Opinion
Argued March 11, 1987.
Filed April 30, 1987.
Appeal from the Court of Common Pleas, Delaware County, No. 82-15371, Edenharter, J.
Michael F. Wenke, Media, for appellant.
William J.C. O'Donnell, Paoli, for appellee.
Before MONTEMURO, KELLY and ROBERTS, JJ.
Appellant Levy and Surrick, a professional corporation, challenge the entry of judgment in favor of appellee Robert B. Surrick by the Court of Common Pleas of Delaware County. The sole issue on appeal is whether the trial court should have instructed the jury on the law of agency as well as on the "corporate opportunity" doctrine. Because the charge to the jury included an adequate explanation of the law as it applies to the evidence presented, we affirm.
Levy and Surrick (the corporation), a professional corporation engaged in the practice of law, brought this action against its former president and 50-percent shareholder, Robert B. Surrick. Among other things, the corporation alleged that Mr. Surrick usurped for his private gain a business opportunity that rightfully belonged to the corporation. The jury returned a verdict in favor of Mr. Surrick, and the court denied the corporation's motions for post-trial relief. This timely appeal followed.

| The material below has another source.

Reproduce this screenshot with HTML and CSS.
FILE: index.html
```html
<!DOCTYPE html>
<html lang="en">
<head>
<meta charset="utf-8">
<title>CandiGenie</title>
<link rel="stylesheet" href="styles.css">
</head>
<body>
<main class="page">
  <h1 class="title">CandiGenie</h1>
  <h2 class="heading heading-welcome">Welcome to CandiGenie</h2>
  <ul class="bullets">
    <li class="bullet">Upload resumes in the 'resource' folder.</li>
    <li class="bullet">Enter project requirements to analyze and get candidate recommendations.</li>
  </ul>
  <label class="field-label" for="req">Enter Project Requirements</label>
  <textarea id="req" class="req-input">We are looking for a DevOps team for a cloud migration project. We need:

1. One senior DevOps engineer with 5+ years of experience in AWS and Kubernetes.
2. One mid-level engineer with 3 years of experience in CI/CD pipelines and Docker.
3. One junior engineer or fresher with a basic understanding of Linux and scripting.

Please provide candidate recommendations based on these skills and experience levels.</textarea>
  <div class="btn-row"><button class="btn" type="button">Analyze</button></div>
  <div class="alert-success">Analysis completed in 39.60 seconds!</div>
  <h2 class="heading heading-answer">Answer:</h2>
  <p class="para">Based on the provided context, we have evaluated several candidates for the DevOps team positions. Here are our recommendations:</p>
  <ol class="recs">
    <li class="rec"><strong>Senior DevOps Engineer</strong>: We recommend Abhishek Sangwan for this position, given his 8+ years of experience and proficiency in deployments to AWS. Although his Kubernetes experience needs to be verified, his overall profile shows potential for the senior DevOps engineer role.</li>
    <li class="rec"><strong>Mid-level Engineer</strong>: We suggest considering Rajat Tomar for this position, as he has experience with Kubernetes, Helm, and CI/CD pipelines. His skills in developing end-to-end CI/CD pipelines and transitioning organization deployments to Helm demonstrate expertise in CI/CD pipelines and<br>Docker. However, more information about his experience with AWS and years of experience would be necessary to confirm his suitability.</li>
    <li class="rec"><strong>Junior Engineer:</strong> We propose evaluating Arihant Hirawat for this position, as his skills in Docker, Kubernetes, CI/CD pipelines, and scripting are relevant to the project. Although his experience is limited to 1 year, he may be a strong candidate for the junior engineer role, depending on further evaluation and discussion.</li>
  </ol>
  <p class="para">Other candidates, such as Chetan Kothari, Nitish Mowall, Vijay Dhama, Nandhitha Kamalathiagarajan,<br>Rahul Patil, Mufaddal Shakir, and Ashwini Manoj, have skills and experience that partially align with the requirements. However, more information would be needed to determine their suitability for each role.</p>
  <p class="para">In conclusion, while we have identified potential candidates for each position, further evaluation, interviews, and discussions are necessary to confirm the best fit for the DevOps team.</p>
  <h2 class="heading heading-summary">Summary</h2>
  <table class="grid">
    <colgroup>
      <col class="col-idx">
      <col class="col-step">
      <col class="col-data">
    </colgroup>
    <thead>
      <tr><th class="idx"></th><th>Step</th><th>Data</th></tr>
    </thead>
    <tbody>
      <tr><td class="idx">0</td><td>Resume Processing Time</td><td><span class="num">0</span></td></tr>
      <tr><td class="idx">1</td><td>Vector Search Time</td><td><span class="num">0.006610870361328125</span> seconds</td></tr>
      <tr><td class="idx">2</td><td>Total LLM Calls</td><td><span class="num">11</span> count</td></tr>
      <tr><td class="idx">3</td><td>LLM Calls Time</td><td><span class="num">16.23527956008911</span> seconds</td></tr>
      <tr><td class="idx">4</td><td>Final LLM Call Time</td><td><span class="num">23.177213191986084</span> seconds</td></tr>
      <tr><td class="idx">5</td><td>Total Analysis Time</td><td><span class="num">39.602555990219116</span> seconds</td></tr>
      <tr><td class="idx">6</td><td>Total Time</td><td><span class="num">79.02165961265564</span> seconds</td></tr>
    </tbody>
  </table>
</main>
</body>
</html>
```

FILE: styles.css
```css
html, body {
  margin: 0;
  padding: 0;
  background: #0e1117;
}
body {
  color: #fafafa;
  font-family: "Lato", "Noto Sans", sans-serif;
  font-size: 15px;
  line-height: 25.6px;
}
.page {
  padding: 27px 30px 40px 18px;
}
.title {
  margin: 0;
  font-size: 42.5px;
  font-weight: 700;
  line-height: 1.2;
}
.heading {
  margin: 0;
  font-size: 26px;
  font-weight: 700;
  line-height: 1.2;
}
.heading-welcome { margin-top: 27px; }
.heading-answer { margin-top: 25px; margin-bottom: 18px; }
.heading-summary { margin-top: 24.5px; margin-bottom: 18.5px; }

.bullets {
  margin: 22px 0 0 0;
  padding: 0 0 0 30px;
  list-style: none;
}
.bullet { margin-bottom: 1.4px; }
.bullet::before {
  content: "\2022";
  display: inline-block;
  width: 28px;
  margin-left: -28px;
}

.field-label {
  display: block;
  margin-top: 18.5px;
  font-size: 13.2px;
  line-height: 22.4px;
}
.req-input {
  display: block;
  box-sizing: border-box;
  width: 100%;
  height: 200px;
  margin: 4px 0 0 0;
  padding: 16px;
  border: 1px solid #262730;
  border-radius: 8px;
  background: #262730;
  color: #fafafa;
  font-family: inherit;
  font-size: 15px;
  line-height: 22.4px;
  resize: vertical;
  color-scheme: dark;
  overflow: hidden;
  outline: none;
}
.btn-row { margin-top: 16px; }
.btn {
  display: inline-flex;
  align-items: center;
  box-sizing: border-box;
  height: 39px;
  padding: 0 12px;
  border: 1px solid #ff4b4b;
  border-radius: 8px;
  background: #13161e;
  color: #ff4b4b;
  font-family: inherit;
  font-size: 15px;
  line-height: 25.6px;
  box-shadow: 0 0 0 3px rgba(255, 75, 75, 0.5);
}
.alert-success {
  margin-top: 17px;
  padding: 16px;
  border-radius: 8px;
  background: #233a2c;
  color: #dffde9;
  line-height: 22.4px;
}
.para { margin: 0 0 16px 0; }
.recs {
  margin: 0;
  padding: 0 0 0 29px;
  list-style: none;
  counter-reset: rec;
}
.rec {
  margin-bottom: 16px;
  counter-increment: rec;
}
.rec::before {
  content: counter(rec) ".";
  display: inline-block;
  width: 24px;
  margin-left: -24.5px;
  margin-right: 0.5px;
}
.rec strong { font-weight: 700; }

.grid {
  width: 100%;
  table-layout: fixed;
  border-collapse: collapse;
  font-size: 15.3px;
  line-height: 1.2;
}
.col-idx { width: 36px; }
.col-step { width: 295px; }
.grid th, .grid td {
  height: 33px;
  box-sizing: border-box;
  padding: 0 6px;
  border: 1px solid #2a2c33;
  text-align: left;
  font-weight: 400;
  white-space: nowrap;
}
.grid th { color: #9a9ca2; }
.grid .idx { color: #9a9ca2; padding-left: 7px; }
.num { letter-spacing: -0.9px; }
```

The evidence produced at trial reveals the following: In 1978, Mr. Surrick sold a piece of his personal real estate holdings to Haverford 2 Associates, a partnership that consisted of Vincent and Thomas Spano. At that time, the Spanos owned commercial real estate known as the "Wallingford Mini-mall" in Delaware County. The Spanos had advertised the Mini-mall for sale to the general public, and Thomas Spano approached Mr. Surrick as a potential purchaser. Mr. Surrick began sporadic negotiations with the Spanos regarding the possible sale. Meanwhile, in February of 1979 American Cablevision of Pennsylvania, Inc. (ACP), a client of appellant corporation, began to rent space in the Mini-mall from the Spanos. As an employee of appellant corporation, Mr. Surrick represented ACP in numerous legal matters. This representation included drafting the lease agreement between ACP and the Spanos.

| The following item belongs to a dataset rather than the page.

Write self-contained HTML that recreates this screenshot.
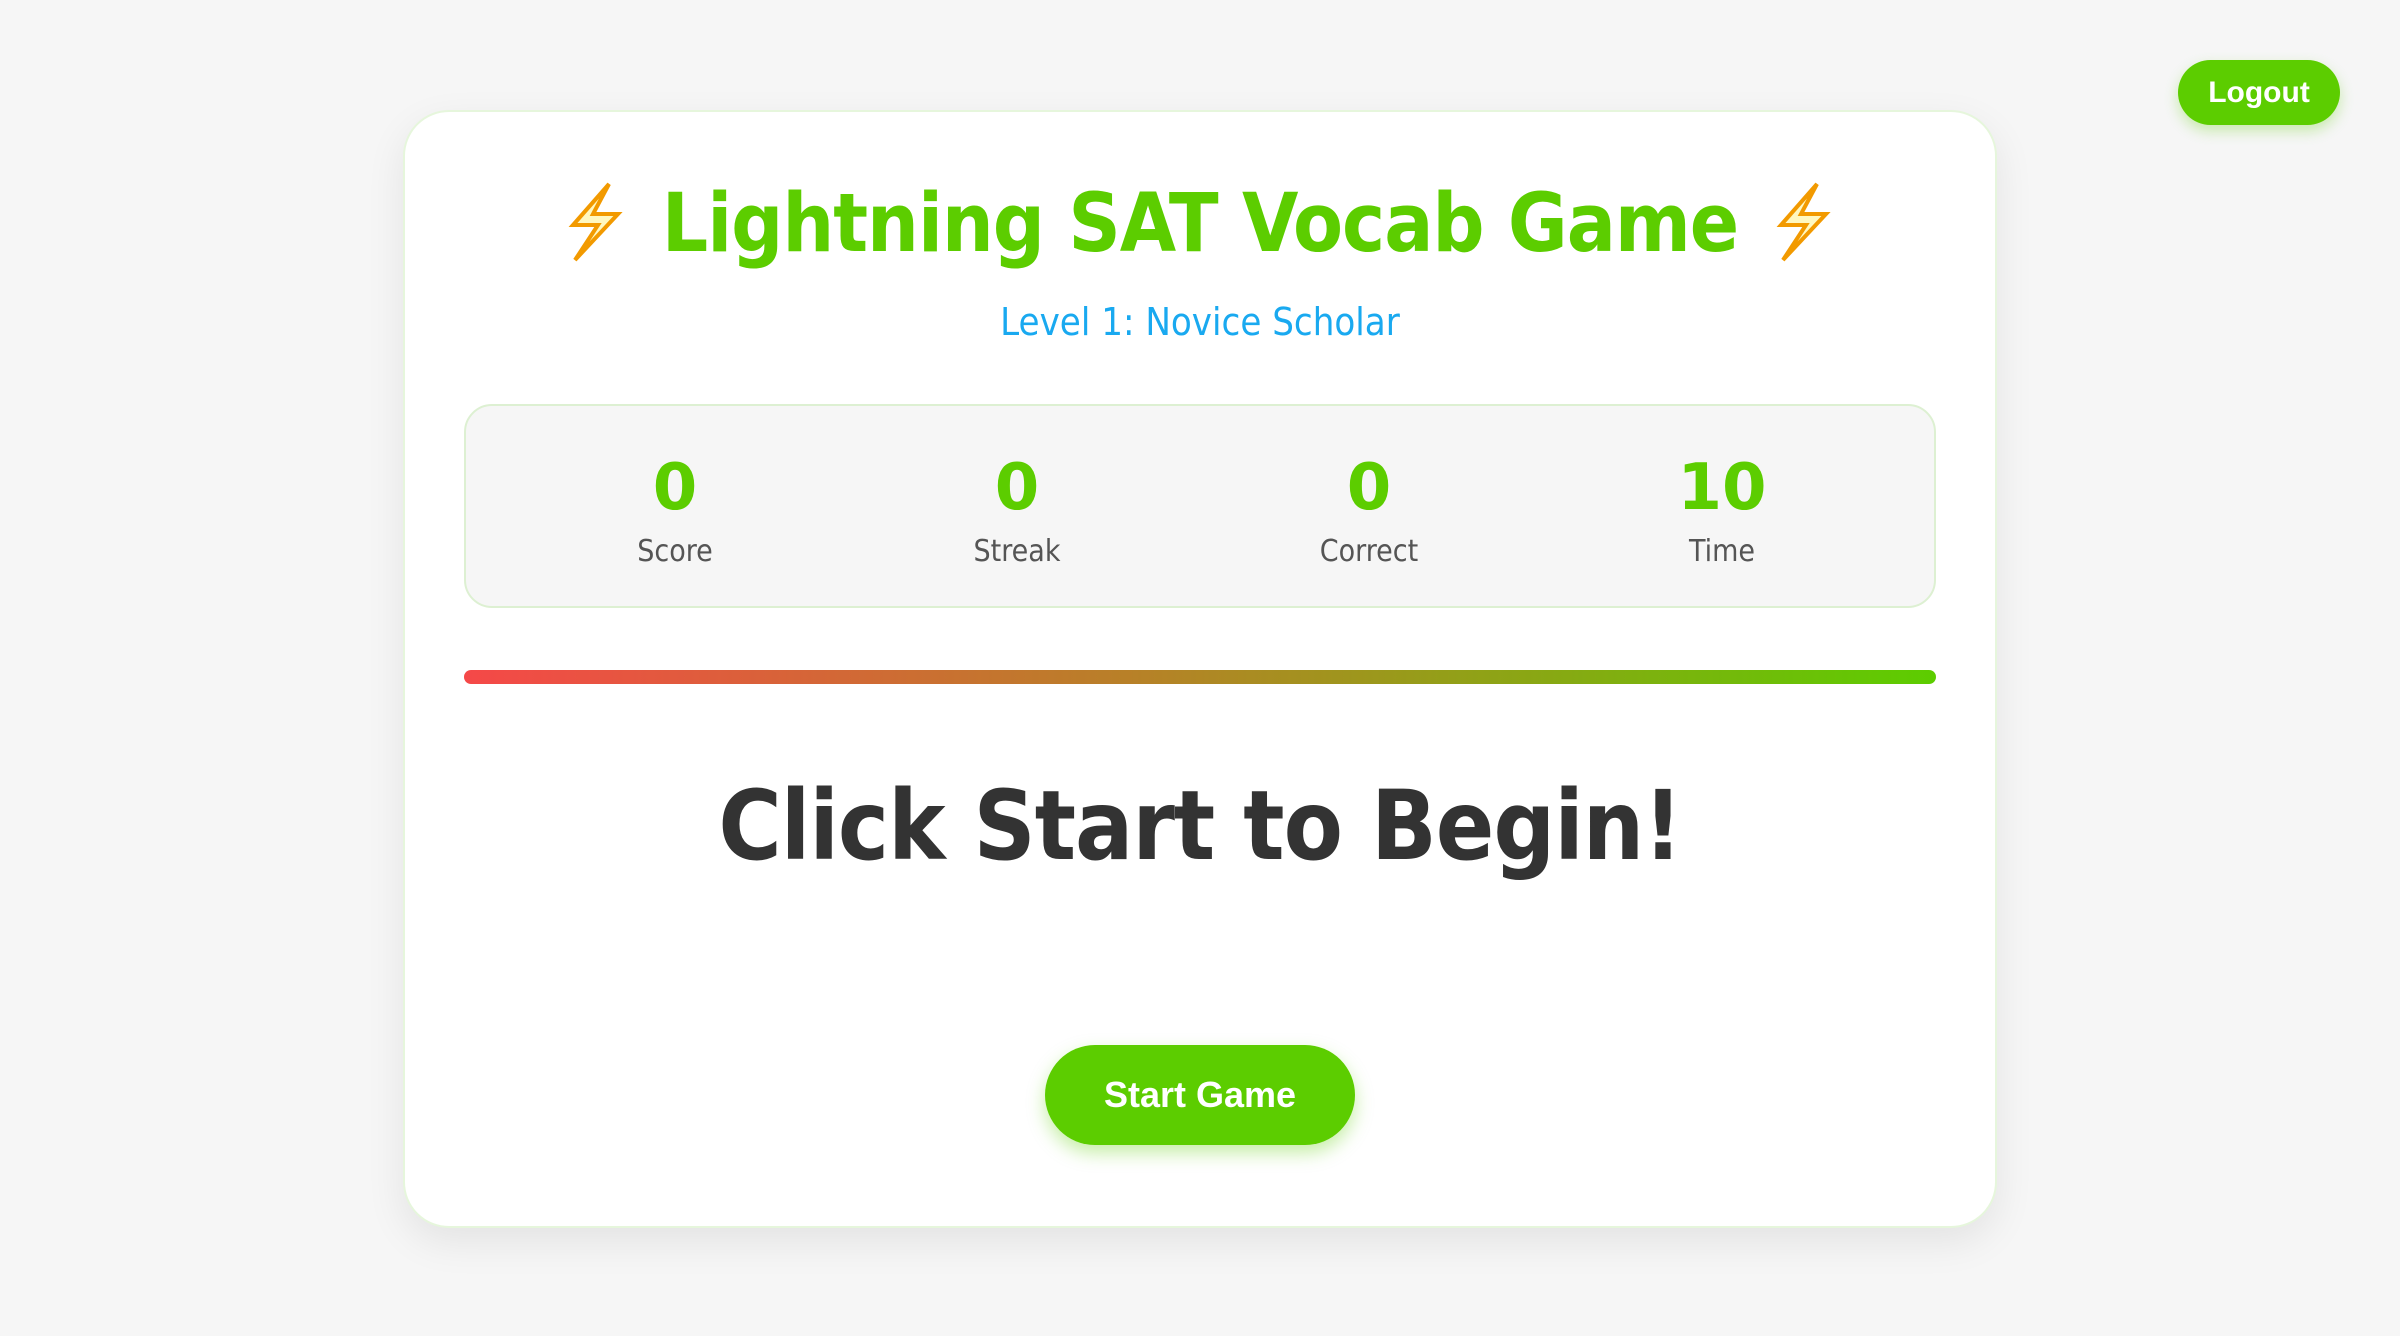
<!DOCTYPE html>
<html><head><meta charset="utf-8"><style>
body{margin:0;width:2400px;height:1336px;background:#f6f6f6;font-family:"DejaVu Sans","Liberation Sans",sans-serif;position:relative;overflow:hidden}
.logout{position:absolute;left:2178px;top:60px;width:162px;height:65px;border-radius:33px;background:#5ccd00;color:#fff;font:bold 30px "Liberation Sans",sans-serif;display:flex;align-items:center;justify-content:center;box-shadow:0 6px 14px rgba(92,205,0,.3)}
.card{position:absolute;left:403px;top:110px;width:1590px;height:1114px;background:#fff;border:2px solid #e6f6dc;border-radius:46px;box-shadow:0 14px 40px rgba(0,0,0,.08)}
.title{position:absolute;left:0;right:0;top:177px;text-align:center;color:#5ccd00;font:bold 81px "DejaVu Sans Condensed","DejaVu Sans",sans-serif;letter-spacing:-1px;white-space:nowrap}
.sub{position:absolute;left:0;right:0;top:300px;text-align:center;color:#19a9f0;font:38px "DejaVu Sans Condensed","DejaVu Sans",sans-serif}
.stats{position:absolute;left:464px;top:404px;width:1468px;height:200px;border:2px solid #ddf0d2;border-radius:28px;background:#f6f6f6}
.st{position:absolute;top:0;width:300px;margin-left:-150px;text-align:center}
.st b{display:block;margin-top:42px;color:#5ccd00;font:bold 64px "DejaVu Sans",sans-serif;line-height:80px}
.st span{display:block;color:#555;font:30px "DejaVu Sans Condensed","DejaVu Sans",sans-serif;margin-top:6px}
.bar{position:absolute;left:464px;top:670px;width:1472px;height:14px;border-radius:7px;background:linear-gradient(90deg,#f54848,#b88028 45%,#5ccd00)}
.big{position:absolute;left:0;right:0;top:770px;text-align:center;color:#333;font:bold 96px "DejaVu Sans Condensed","DejaVu Sans",sans-serif;letter-spacing:-1px}
.start{position:absolute;left:1045px;top:1045px;width:310px;height:100px;border-radius:50px;background:#5ccd00;color:#fff;font:bold 36px "Liberation Sans",sans-serif;display:flex;align-items:center;justify-content:center;box-shadow:0 8px 18px rgba(92,205,0,.35)}
svg{position:absolute}
</style></head><body>
<div class="logout">Logout</div>
<div class="card"></div>
<svg style="left:0;top:0" width="2400" height="1336">
<g fill="#fff8c0" stroke="#f29a00" stroke-width="4" stroke-linejoin="miter">
<polygon points="609,184 573,225 598,225 575,260 618,214 593,214"/>
<polygon points="1817,184 1781,225 1806,225 1783,260 1826,214 1801,214"/>
</g></svg>
<div class="title">Lightning SAT Vocab Game</div>
<div class="sub">Level 1: Novice Scholar</div>
<div class="stats">
<div class="st" style="left:209px"><b>0</b><span>Score</span></div>
<div class="st" style="left:551px"><b>0</b><span>Streak</span></div>
<div class="st" style="left:903px"><b>0</b><span>Correct</span></div>
<div class="st" style="left:1256px"><b>10</b><span>Time</span></div>
</div>
<div class="bar"></div>
<div class="big">Click Start to Begin!</div>
<div class="start">Start Game</div>
</body></html>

ACP extended their Mini-mall lease in July of 1979 for a period of 10 years. In August, Mr. Surrick purchased the Mini-mall from the Spanos by assuming the Spanos' mortgage and by canceling the balance of the debt that Haverford 2 Associates had incurred when it purchased Mr. Surrick's real estate in 1978. As a part of this transaction, the Spanos assigned to Mr. Surrick the 10-year ACP lease. Mr. Surrick purchased the Mini-mall and acquired the ACP lease on his own behalf, not on behalf of appellant corporation. Arthur Levy, the other 50-percent shareholder in the corporation, testified that Mr. Surrick did not disclose his potential interest in the Mini-mall until the day of the settlement in August of 1979. Mr. Surrick, however, testified that he had disclosed his interest to Mr. Levy early in 1979, during the course of the negotiations with the Spanos.
At the close of evidence, appellant corporation submitted, among others, the following points for charge:
(1) I instruct you as a matter of law that the Defendant-Surrick was acting as an agent of the Plaintiff-corporation in his handling of American Cablevision of Pennsylvania, Inc.
(2) I instruct you as a matter of law that the Defendant is not permitted to make any profit, gain or advantage in connection with his representation of American Cablevision of Pennsylvania, Inc.
(3) I instruct you as a matter of law that any profit, gain or advantage coming to Defendant during the execution of his agency must be turned over by him to Plaintiff. In that regard it does not matter whether such profit, gain or advantage was the result of his proper or improper handling of American Cablevision of Pennsylvania, Inc. . . .
Mr. Surrick argues that the corporation effectively withdrew these proposed points for charge and that it therefore has waived any challenge to the instructions. We disagree. Although we recognized that counsel for the corporation offered to remove the words "agent" and "agency" from the proposed points and to insert the words "officer and director," we do not believe this minor change of terminology would have altered the substance of the instruction. The corporation therefore has not waived its right to challenge the denial of its points.
The trial court refused these points because the corporation, in the court's view, neither pleaded nor proved that Mr. Surrick had authority to act as an agent of the corporation for purposes of acquiring real property.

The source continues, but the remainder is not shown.